Structure your project in layers:

project/
├── domain/          # Pure business logic (entities, aggregates, value objects)
├── application/     # Use cases and command handlers
├── infrastructure/  # Repositories, databases, external APIs
└── interface/       # FastAPI routers and HTTP contracts

This layering (sometimes called "onion architecture") keeps changes from rippling through your codebase. Swapping the database means touching infrastructure/ and nothing else. Changing the UI means touching interface/ and nothing else.

Pydantic and Pydantic AI

Pydantic enforces invariants and validates data at runtime. Use it for entities, value objects, and especially for validating LLM outputs.

Pydantic AI takes this further: it enforces that LLM responses match your domain schemas. Define an AddTaskCommand with required fields, and Pydantic AI validates the model's JSON output before your code touches it.

Instructor is another option here. It patches OpenAI (and other) clients to return Pydantic models directly, which is a lightweight way to implement an Anti-Corruption Layer.

DDD helper libraries

DDDesign — provides base classes for entities, repositories, and value objects built on Pydantic
Protean — a full framework for DDD, CQRS, and event sourcing if you want something that comes with a lot of ready-made features out of the box

Most Python developers skip these and use vanilla classes with Pydantic, but they are worth exploring for large projects.

Event-driven tooling

For domain events, consider:

blinker — lightweight in-process event dispatcher
redis-py Pub/Sub or RabbitMQ — for distributed events across services or agents
asyncio event patterns — if you are already async

Events are essential for multi-agent orchestration. One agent emits ResearchCompleted; others subscribe and react. No agent has to know who is listening.

Agent frameworks

LangChain, LangGraph, Haystack, Semantic Kernel, LlamaIndex, AutoGen, Google ADK, smolagents, and CrewAI all provide structure for agent workflows. Use them in your application or infrastructure layer, and wrap them in interfaces your domain layer owns. Swapping frameworks then becomes a contained change.

Testing

One practical payoff of DDD: the domain layer tests without the whole stack running.

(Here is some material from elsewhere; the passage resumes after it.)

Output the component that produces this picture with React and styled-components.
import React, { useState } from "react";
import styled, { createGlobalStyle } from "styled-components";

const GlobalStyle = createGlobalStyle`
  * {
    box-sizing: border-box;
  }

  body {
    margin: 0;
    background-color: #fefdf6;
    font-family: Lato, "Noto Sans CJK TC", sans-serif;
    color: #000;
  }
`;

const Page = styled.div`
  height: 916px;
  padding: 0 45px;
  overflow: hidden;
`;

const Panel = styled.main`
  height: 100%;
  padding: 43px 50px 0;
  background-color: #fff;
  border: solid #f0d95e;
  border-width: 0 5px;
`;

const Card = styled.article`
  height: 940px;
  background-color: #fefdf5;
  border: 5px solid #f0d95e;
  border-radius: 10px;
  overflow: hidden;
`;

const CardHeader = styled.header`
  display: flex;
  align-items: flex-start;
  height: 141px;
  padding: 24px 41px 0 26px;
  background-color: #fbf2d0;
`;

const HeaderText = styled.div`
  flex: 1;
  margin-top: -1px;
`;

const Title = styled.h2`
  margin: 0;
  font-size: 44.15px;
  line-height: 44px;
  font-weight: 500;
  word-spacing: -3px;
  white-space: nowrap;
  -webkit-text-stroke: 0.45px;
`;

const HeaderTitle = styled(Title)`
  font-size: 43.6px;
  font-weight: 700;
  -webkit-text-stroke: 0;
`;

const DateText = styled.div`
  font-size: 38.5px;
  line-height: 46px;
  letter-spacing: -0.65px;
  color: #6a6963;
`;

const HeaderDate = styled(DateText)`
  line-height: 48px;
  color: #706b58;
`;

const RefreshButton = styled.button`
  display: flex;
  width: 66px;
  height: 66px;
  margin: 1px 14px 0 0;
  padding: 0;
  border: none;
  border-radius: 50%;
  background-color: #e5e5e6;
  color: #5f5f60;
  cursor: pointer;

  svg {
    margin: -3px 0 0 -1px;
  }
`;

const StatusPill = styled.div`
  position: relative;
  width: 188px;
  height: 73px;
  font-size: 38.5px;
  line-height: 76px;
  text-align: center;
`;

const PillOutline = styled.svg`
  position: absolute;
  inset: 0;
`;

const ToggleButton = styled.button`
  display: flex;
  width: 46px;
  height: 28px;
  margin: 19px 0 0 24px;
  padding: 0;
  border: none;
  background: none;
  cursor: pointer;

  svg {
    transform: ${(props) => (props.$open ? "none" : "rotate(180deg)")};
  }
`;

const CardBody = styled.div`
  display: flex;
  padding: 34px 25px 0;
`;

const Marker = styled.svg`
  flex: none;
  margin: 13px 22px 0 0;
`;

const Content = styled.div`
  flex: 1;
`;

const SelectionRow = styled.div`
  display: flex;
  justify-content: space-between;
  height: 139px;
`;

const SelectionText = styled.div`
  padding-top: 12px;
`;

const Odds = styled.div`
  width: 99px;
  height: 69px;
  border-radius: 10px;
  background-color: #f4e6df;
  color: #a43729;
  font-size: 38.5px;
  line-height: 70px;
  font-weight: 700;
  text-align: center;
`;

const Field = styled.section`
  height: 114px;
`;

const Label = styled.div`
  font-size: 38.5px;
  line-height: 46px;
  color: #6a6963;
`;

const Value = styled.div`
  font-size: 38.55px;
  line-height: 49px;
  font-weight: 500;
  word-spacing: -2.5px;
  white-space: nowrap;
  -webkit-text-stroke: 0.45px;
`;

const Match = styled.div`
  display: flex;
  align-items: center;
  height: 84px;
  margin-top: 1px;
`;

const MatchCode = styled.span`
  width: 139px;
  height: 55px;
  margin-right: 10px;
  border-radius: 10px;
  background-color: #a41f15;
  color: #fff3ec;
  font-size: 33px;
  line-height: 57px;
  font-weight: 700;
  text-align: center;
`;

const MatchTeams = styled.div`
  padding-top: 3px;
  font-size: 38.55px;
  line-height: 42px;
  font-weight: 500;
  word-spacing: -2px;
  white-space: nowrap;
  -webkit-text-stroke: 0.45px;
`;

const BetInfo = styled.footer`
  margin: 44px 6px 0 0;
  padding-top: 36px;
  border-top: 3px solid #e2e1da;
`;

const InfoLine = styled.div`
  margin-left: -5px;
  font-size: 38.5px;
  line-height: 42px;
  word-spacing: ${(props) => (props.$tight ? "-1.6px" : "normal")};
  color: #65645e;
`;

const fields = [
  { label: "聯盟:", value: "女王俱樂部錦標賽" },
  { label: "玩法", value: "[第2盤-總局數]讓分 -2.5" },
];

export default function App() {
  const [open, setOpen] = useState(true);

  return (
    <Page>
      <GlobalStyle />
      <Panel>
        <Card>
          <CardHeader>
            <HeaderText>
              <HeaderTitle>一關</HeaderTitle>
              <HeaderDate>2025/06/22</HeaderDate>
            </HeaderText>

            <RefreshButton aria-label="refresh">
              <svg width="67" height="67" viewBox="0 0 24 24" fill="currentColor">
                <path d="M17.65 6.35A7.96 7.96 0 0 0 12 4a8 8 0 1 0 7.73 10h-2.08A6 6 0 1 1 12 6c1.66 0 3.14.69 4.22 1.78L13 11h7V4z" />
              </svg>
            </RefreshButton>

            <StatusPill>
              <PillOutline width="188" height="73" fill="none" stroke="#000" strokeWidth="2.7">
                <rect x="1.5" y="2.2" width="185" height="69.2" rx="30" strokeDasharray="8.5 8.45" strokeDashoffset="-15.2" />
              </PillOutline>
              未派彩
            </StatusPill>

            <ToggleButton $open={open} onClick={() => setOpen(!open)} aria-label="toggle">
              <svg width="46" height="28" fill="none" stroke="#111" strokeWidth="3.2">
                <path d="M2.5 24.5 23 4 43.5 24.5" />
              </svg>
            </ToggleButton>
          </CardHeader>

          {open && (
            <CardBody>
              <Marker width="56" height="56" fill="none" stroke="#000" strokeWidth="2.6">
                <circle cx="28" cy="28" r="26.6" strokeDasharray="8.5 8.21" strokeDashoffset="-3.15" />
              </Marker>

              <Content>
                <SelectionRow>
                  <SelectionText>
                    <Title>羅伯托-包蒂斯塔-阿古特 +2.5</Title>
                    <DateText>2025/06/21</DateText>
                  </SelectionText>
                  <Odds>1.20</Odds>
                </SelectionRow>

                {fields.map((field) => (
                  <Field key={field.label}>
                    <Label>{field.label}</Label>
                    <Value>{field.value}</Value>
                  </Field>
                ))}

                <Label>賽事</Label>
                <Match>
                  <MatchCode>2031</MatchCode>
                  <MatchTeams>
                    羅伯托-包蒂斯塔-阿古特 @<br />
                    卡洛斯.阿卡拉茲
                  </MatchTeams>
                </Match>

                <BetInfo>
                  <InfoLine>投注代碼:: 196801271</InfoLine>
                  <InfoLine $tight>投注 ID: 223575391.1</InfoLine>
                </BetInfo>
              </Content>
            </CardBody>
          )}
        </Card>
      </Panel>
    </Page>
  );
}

PyTest for unit tests on entities and aggregates
Fake repositories (in-memory) for integration tests
LLM stubs that return predetermined outputs

Your domain code should never require a live LLM to run its tests. The LLM is an implementation detail. The tests validate business rules.

Getting started checklist

A practical order of operations when you start a new agent project:

Interview domain experts. Draft the ubiquitous language. Write it down.
Map bounded contexts. Draw the subdomains and mark where they need to talk to each other. Start with one core context.
Model entities and value objects. What things have identity? What things are just values? Bake invariants into their methods.
Define aggregate roots. Bundle related entities under one root that enforces consistency rules.
Create repository interfaces. Do not implement storage yet. Just define save() and get(). The domain stays unaware of where data lives.
Emit domain events. For meaningful changes (order placed, task completed), raise events. Wire listeners later as needed.
Wrap LLM outputs in schemas. Use Pydantic models to enforce contracts. Free-form text should not leak into your domain.
Add orchestration. Build application services that coordinate agents via structured commands or events.

The rule that actually matters: start with the domain, not the tech stack. Understand the business problem first. Model it explicitly. Then bring in the AI tooling to serve that model.